Hardy was convicted in May 2019 of double homicide of Thomas Korjack, 62, and Robert Orozco, 37. The bodies of the two men were never officially recovered and no death certificates were ever issued.
The author recently wrapped up another real-life first, a frustrating court case against an out-of-state online stalker who attempted to slander her, often in outrageous ways.
“It was bad and it was ugly and it was expensive,” she admits. “They were pulling stuff from my books and trying to discredit me. I had death threats on email. I did get a restraining order and I just settled because it would have gone on and on and on.”
Through it all, Winters not only knocks out four to five books a year, she also serves as business director for Self-Publishing Services, a Missoula-based self-publishing house she created with editorial director Clare Wood.
As usual, all of her future Harlequins will be set in Montana and feature female characters her grandmother could only dream about.
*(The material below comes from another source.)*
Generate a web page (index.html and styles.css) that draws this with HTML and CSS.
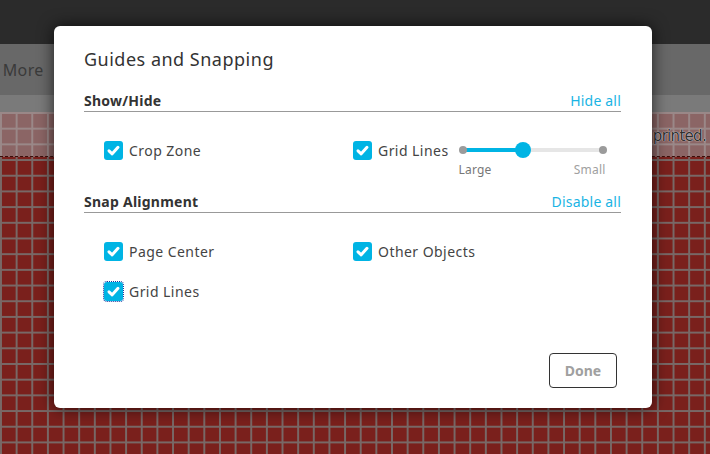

“I’m proud to be reinventing this genre in a way that puts women and women’s rights and the right to choose in the forefront,” Winters says. “As a brand, Harlequin definitely still has that feel to it sometimes; that older generation of writers who are still writing those kinds of soft, demure female characters. I have such a moral animosity toward that. I stick to my guns on very few things, but power women are something that I do and will constantly, forever write, because I am one!”